*** RAW DATA ***

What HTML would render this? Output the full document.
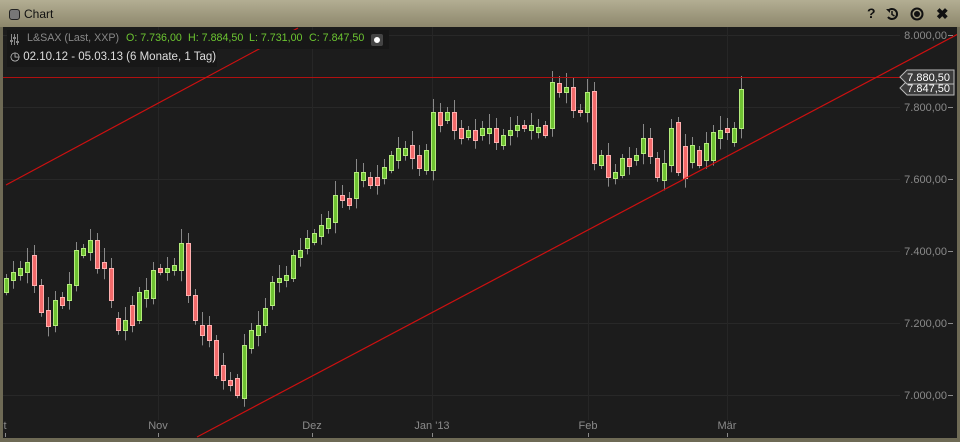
<!DOCTYPE html>
<html><head><meta charset="utf-8"><style>
body{margin:0;width:960px;height:442px;overflow:hidden;background:#6e6a55;font-family:"Liberation Sans",sans-serif}
#frame{position:absolute;left:0;top:0;width:960px;height:442px;background:#6e6a55}
#title{position:absolute;left:0;top:0;width:960px;height:27px;background:linear-gradient(#b3ae93,#8d876c)}
#chart{position:absolute;left:3px;top:27px;width:954px;height:411px;background:#1c1c1c;overflow:hidden}
.t{position:absolute;font-size:11px;white-space:nowrap}
.g{color:#6cc531;font-size:10.7px}
</style></head><body>
<div id="frame"></div>
<div id="title">
 <div style="position:absolute;left:9px;top:9px;width:9px;height:9px;border:1px solid #222;border-radius:3px;background:#777"></div>
 <div class="t" style="left:24px;top:7px;color:#111;font-size:12px">Chart</div>
 <div class="t" style="left:867px;top:5px;color:#111;font-size:14px;font-weight:bold">?</div>
 <svg style="position:absolute;left:885px;top:7px" width="14" height="14" viewBox="0 0 14 14"><path d="M3 4 A5 5 0 1 1 3 10" fill="none" stroke="#111" stroke-width="2"/><path d="M1 2 L5 2 L5 6Z" fill="#111"/><path d="M7 4V7.5L9.5 9" stroke="#111" stroke-width="1.5" fill="none"/></svg>
 <svg style="position:absolute;left:910px;top:7px" width="14" height="14"><circle cx="7" cy="7" r="5.5" fill="none" stroke="#111" stroke-width="2"/><circle cx="7" cy="7" r="3" fill="#111"/></svg>
 <div class="t" style="left:936px;top:5px;color:#111;font-size:15px;font-weight:bold">✖</div>
</div>
<div id="chart">
<svg id="s" width="954" height="411" style="position:absolute;left:0;top:0"></svg>
<div style="position:absolute;left:4px;top:3px;width:382px;height:19px;background:#171717"></div>
<div style="position:absolute;left:4px;top:22px;width:210px;height:18px;background:#171717"></div>
<svg style="position:absolute;left:7px;top:7px" width="9" height="11"><path d="M1.5 0V11M4.5 0V11M7.5 0V11" stroke="#888"/><rect x="0" y="6" width="3" height="2" fill="#888"/><rect x="3" y="3" width="3" height="2" fill="#888"/><rect x="6" y="7" width="3" height="2" fill="#888"/></svg>
<div class="t" style="left:24px;top:5px;color:#888;font-size:10.7px">L&amp;SAX (Last, XXP)</div>
<div class="t g" style="left:123px;top:5px">O: 7.736,00</div>
<div class="t g" style="left:185px;top:5px">H: 7.884,50</div>
<div class="t g" style="left:246px;top:5px">L: 7.731,00</div>
<div class="t g" style="left:306px;top:5px">C: 7.847,50</div>
<div style="position:absolute;left:368px;top:7px;width:12px;height:12px;background:#444;border-radius:2px"><div style="margin:3px;width:4px;height:4px;border:1px solid #fff;border-radius:50%;background:#fff"></div></div>
<div class="t" style="left:7px;top:22px;color:#ddd;font-size:11.5px">◷ 02.10.12 - 05.03.13 (6 Monate, 1 Tag)</div>
</div>
<script>
var s=document.getElementById('s'),h='';
var ox=-3,oy=-27;
function L(x1,y1,x2,y2,c,w){h+='<line x1="'+(x1+ox)+'" y1="'+(y1+oy)+'" x2="'+(x2+ox)+'" y2="'+(y2+oy)+'" stroke="'+c+'" stroke-width="'+(w||1)+'"/>';}
[35,107,179,251,323,395].forEach(function(y){L(3,y+.5,900,y+.5,'#282828');});
[158,312,432,588,727].forEach(function(x){L(x+.5,27,x+.5,420,'#262626');});
var d=[[6,278,292,'g'],[13,272,280,'g'],[20,268,275,'g'],[27,262,272,'g'],[34,255,285,'r'],[41,285,312,'r'],[48,310,326,'r'],[55,300,325,'g'],[62,297,305,'r'],[69,284,300,'g'],[76,250,285,'g'],[83,248,255,'g'],[90,240,252,'g'],[97,240,268,'r'],[104,262,268,'r'],[111,268,300,'r'],[118,318,330,'r'],[125,320,330,'g'],[132,305,325,'r'],[139,292,320,'g'],[146,290,298,'g'],[153,270,298,'g'],[160,268,272,'r'],[167,268,272,'g'],[174,265,270,'g'],[181,243,270,'g'],[188,243,295,'r'],[195,295,320,'r'],[202,325,335,'r'],[209,325,340,'r'],[216,340,375,'r'],[223,365,380,'r'],[230,380,385,'r'],[237,378,395,'r'],[244,345,398,'g'],[251,330,348,'g'],[258,325,335,'g'],[265,308,325,'g'],[272,282,305,'g'],[279,278,282,'g'],[286,275,280,'g'],[293,255,278,'g'],[300,250,257,'g'],[307,238,248,'g'],[314,233,242,'g'],[321,225,236,'g'],[328,218,228,'g'],[335,195,222,'g'],[342,195,200,'r'],[349,198,205,'r'],[356,172,198,'g'],[363,172,180,'g'],[370,177,185,'r'],[377,177,185,'r'],[384,167,178,'g'],[391,155,170,'g'],[398,148,160,'g'],[405,148,155,'g'],[412,145,158,'r'],[419,155,168,'r'],[426,150,170,'g'],[433,112,170,'g'],[440,112,125,'r'],[447,112,120,'g'],[454,112,130,'r'],[461,128,138,'r'],[468,130,137,'g'],[475,130,140,'r'],[482,128,135,'g'],[489,128,133,'g'],[496,128,142,'r'],[503,135,145,'g'],[510,130,135,'g'],[517,125,130,'g'],[524,125,128,'r'],[531,125,130,'g'],[538,127,132,'g'],[545,125,135,'r'],[552,82,128,'g'],[559,83,92,'r'],[566,87,92,'g'],[573,87,110,'r'],[580,110,112,'r'],[587,92,112,'g'],[594,91,163,'r'],[601,155,165,'g'],[608,155,177,'r'],[615,172,178,'g'],[622,158,175,'g'],[629,158,166,'r'],[636,155,160,'g'],[643,138,153,'g'],[650,138,156,'r'],[657,158,177,'r'],[664,163,180,'g'],[671,128,165,'g'],[678,122,172,'r'],[685,146,178,'r'],[692,145,162,'g'],[699,150,165,'r'],[706,143,160,'g'],[713,132,160,'g'],[720,130,138,'g'],[727,128,132,'r'],[734,128,142,'g'],[741,89,128,'g']];
d.forEach(function(c,i){var w=4+((i*7)%11);L(c[0]+.5,c[1]-w,c[0]+.5,c[2]+w*0.8,'#888');});
d.forEach(function(c){var g=c[3]=='g';h+='<rect x="'+(c[0]-1.5+ox)+'" y="'+(c[1]+oy+.5)+'" width="4" height="'+Math.max(2,c[2]-c[1])+'" fill="'+(g?'#6fc232':'#f26a6a')+'" stroke="'+(g?'#b4ec7c':'#ffb0b0')+'" stroke-width="1"/>';});
L(3,77.5,905,77.5,'#b01010');
L(6,185,298,28,'#cc1010',1.2);
L(197,437,960,33,'#cc1010',1.2);
[[35,'8.000,00'],[107,'7.800,00'],[179,'7.600,00'],[251,'7.400,00'],[323,'7.200,00'],[395,'7.000,00']].forEach(function(a){h+='<text x="'+(947+ox)+'" y="'+(a[0]+4+oy)+'" fill="#8a8a8a" font-size="11" text-anchor="end" font-family="Liberation Sans">'+a[1]+'</text>';L(948,a[0]+.5,953,a[0]+.5,'#8a8a8a');});
[[88,'7.847,50'],[77,'7.880,50']].forEach(function(a){var y=a[0]+oy;h+='<path d="M'+(900+ox)+' '+y+' L'+(907+ox)+' '+(y-7)+' L'+(954+ox)+' '+(y-7)+' L'+(954+ox)+' '+(y+7)+' L'+(907+ox)+' '+(y+7)+'Z" fill="#3c3c3c" stroke="#bbb"/><text x="'+(950+ox)+'" y="'+(y+4)+'" fill="#fff" font-size="11" text-anchor="end" font-family="Liberation Sans">'+a[1]+'</text>';});
[[5,'t'],[158,'Nov'],[312,'Dez'],[432,'Jan \'13'],[588,'Feb'],[727,'Mär']].forEach(function(a){h+='<text x="'+(a[0]+ox)+'" y="'+(429+oy)+'" fill="#8a8a8a" font-size="11" text-anchor="middle" font-family="Liberation Sans">'+a[1]+'</text>';L(a[0]+.5,433,a[0]+.5,437,'#8a8a8a');});
s.innerHTML=h;
</script>
</body></html>
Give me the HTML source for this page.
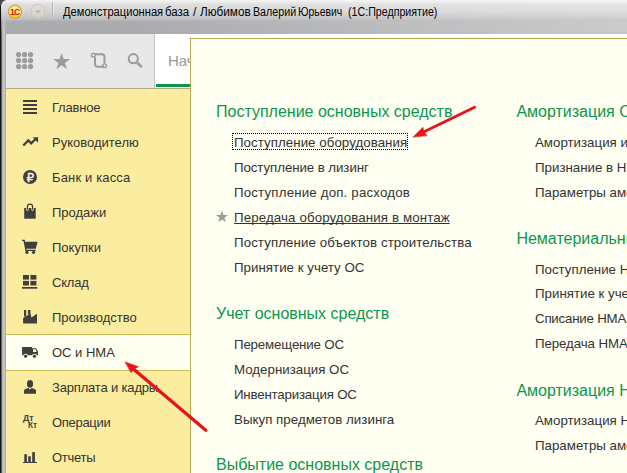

***

WHAT IS ASKED:
Count the lines in the records above that contain the word "this", and give only the number.

WRITTEN SOLUTION:
2